At this point the penny started to drop and the real conversations started to happen and the sponsors stepped up. They went back and challenged everything they had passed already. They then looked at each of the outstanding items and identified the must haves. When there was no money, they started horse trading between projects and workstreams. It was a joy to behold.


In the end we had a work plan that would fit within the budget. Yes, we had given something up, but we had done it together and everyone understood. Even a tough sponsor came to me after and said she never thought it would work, but it had and she was pleasantly surprised and very pleased that it had.


The trick was to make the issue real and tangible. To force the real, necessary debates by real stakeholders and not hide behind a pretty set of numbers that someone else has put in a spreadsheet, with its tolerance of negative numbers.


It also avoided spurious accuracy, keeping the process, numbers and tracking pretty simple.


Of course we had a load more work to do, but that was a real breakthrough and an approach I would commend to you if faced with the proverbial quart into a pint pot. You probably can't use it every year or it will lose its impact, but use it wisely and it will serve you well.


Please do comment on this is you think I am way off or you want to add anything?


Footnote
Efficient Investment Frontiers - this is from investment portfolio theory and looks to identify the sets of projects/investments that offer the maximum return for any set level on investment. If you select any set that is not on the frontier then it will be sub-optimal and, in theory, you can see why.

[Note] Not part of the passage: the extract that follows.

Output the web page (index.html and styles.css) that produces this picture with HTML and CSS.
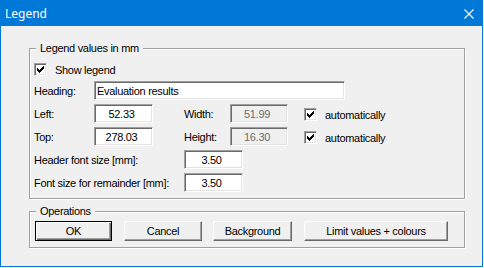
FILE: index.html
```html
<!DOCTYPE html>
<html lang="en">
<head>
	<meta charset="UTF-8">
	<title>Legend</title>
	<link rel="stylesheet" href="styles.css">
</head>
<body>
	<div class="window">
		<div class="titlebar">
			<span class="title">Legend</span>
			<svg class="close" width="10" height="10" viewBox="0 0 10 10">
				<path d="M0.5 0.5 L9.5 9.5 M9.5 0.5 L0.5 9.5" stroke="#fff" stroke-width="1.1" fill="none" />
			</svg>
		</div>
		<div class="client">
			<fieldset class="group group-values">
				<legend>Legend values in mm</legend>
				<div class="check-row">
					<span class="check">
						<svg width="7" height="7" viewBox="0 0 7 7" shape-rendering="crispEdges">
							<path d="M6 0h1v1h-1z M5 1h2v1h-2z M0 2h1v1h-1z M4 2h3v1h-3z M0 3h2v1h-2z M3 3h3v1h-3z M0 4h5v1h-5z M1 5h3v1h-3z M2 6h1v1h-1z" fill="#000" />
						</svg>
					</span>
					<span class="check-text">Show legend</span>
				</div>
				<div class="row">
					<span class="lbl">Heading:</span>
					<input class="field field-text" type="text" value="Evaluation results">
				</div>
				<div class="row">
					<span class="lbl">Left:</span>
					<input class="field field-num" type="text" value="52.33">
					<span class="lbl lbl-mid">Width:</span>
					<input class="field field-num field-off" type="text" value="51.99" disabled>
					<div class="check-row auto">
						<span class="check">
							<svg width="7" height="7" viewBox="0 0 7 7" shape-rendering="crispEdges">
								<path d="M6 0h1v1h-1z M5 1h2v1h-2z M0 2h1v1h-1z M4 2h3v1h-3z M0 3h2v1h-2z M3 3h3v1h-3z M0 4h5v1h-5z M1 5h3v1h-3z M2 6h1v1h-1z" fill="#000" />
							</svg>
						</span>
						<span class="check-text">automatically</span>
					</div>
				</div>
				<div class="row">
					<span class="lbl">Top:</span>
					<input class="field field-num" type="text" value="278.03">
					<span class="lbl lbl-mid">Height:</span>
					<input class="field field-num field-off" type="text" value="16.30" disabled>
					<div class="check-row auto">
						<span class="check">
							<svg width="7" height="7" viewBox="0 0 7 7" shape-rendering="crispEdges">
								<path d="M6 0h1v1h-1z M5 1h2v1h-2z M0 2h1v1h-1z M4 2h3v1h-3z M0 3h2v1h-2z M3 3h3v1h-3z M0 4h5v1h-5z M1 5h3v1h-3z M2 6h1v1h-1z" fill="#000" />
							</svg>
						</span>
						<span class="check-text">automatically</span>
					</div>
				</div>
				<div class="row">
					<span class="lbl lbl-long">Header font size [mm]:</span>
					<input class="field field-num" type="text" value="3.50">
				</div>
				<div class="row">
					<span class="lbl lbl-long">Font size for remainder [mm]:</span>
					<input class="field field-num" type="text" value="3.50">
				</div>
			</fieldset>

			<fieldset class="group group-ops">
				<legend>Operations</legend>
				<div class="buttons">
					<button class="btn btn-default btn-ok">OK</button>
					<button class="btn btn-cancel">Cancel</button>
					<button class="btn btn-bg">Background</button>
					<button class="btn btn-limit">Limit values + colours</button>
				</div>
			</fieldset>
		</div>
	</div>
</body>
</html>
```

FILE: styles.css
```css
* {
	margin: 0;
	padding: 0;
	box-sizing: border-box;
}
body {
	background-color: #fff;
	font: 11px "Liberation Sans", Arial, sans-serif;
	letter-spacing: -0.3px;
	color: #000;
	white-space: nowrap;
}
.window {
	width: 483px;
	height: 267px;
	border: 1px solid #0078d7;
	background-color: #f0f0f0;
}
.titlebar {
	height: 25px;
	background-color: #0078d7;
	color: #fff;
	display: flex;
	align-items: center;
	justify-content: space-between;
	padding: 0 8px 0 4px;
	font: 12px "Noto Sans", sans-serif;
	letter-spacing: 0;
}
.close {
	display: block;
}
.client {
	padding: 16px 0 0 28px;
}

/* group boxes */
.group {
	width: 436px;
	border: 1px solid #a0a0a0;
	box-shadow: inset 1px 1px 0 #fff, 1px 1px 0 #fff;
	padding: 8px 0 6px 4px;
}
.group legend {
	padding: 0 4px;
	margin-left: 2px;
	line-height: 13px;
	background-color: #f0f0f0;
}
.group-ops {
	margin-top: 6px;
	padding-top: 3px;
}

/* checkboxes */
.check-row {
	display: flex;
	align-items: center;
	height: 13px;
	margin-bottom: 5px;
}
.check {
	width: 13px;
	height: 13px;
	border: 1px solid;
	border-color: #a0a0a0 #fff #fff #a0a0a0;
	box-shadow: inset 1px 1px 0 #696969, inset -1px -1px 0 #e3e3e3;
	background-color: #fff;
	display: flex;
	align-items: center;
	justify-content: center;
}
.check svg {
	display: block;
}
.check-text {
	margin-left: 8px;
}
.auto {
	margin: 2px 0 0 16px;
}

/* label + field rows */
.row {
	display: flex;
	align-items: center;
	height: 19px;
	margin-bottom: 4px;
}
.row:last-child {
	margin-bottom: 0;
}
.lbl {
	width: 60px;
}
.lbl-mid {
	width: 46px;
	margin-left: 31px;
}
.lbl-long {
	width: 150px;
}
.field {
	height: 19px;
	font: inherit;
	letter-spacing: inherit;
	color: #000;
	border: 1px solid;
	border-color: #a0a0a0 #fff #fff #a0a0a0;
	box-shadow: inset 1px 1px 0 #696969, inset -1px -1px 0 #e3e3e3;
	background-color: #fff;
	outline: none;
}
.field-text {
	width: 251px;
	padding: 0 2px;
}
.field-num {
	width: 59px;
	text-align: center;
	padding: 0 5px 0 1px;
}
.field-off {
	width: 58px;
	background-color: #f0f0f0;
	color: #6d6d6d;
	-webkit-text-fill-color: #6d6d6d;
	opacity: 1;
}

/* buttons */
.buttons {
	display: flex;
	margin-left: 1px;
}
.btn {
	height: 20px;
	padding: 0;
	font: inherit;
	letter-spacing: inherit;
	color: #000;
	background-color: #f0f0f0;
	border: 1px solid;
	border-color: #fff #696969 #696969 #fff;
	box-shadow: inset -1px -1px 0 #a0a0a0;
}
.btn-default {
	border-color: #000;
	box-shadow: inset 1px 1px 0 #fff, inset -1px -1px 0 #696969, inset -2px -2px 0 #a0a0a0;
}
.btn-ok {
	width: 77px;
}
.btn-cancel {
	width: 78px;
	margin-left: 12px;
}
.btn-bg {
	width: 79px;
	margin-left: 11px;
}
.btn-limit {
	width: 144px;
	margin-left: 12px;
}
```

It can work reasonably well in the world of financial investment as there is plenty of pretty good quality information, but in change and projects they have less certainty, less quality data and plenty of subjective dimensions. In theory it should work if you spend the time collecting the data and trust it, but I will refer you back to the Pareto Principle.

I think that the use of this technique is another instance of spurious accuracy.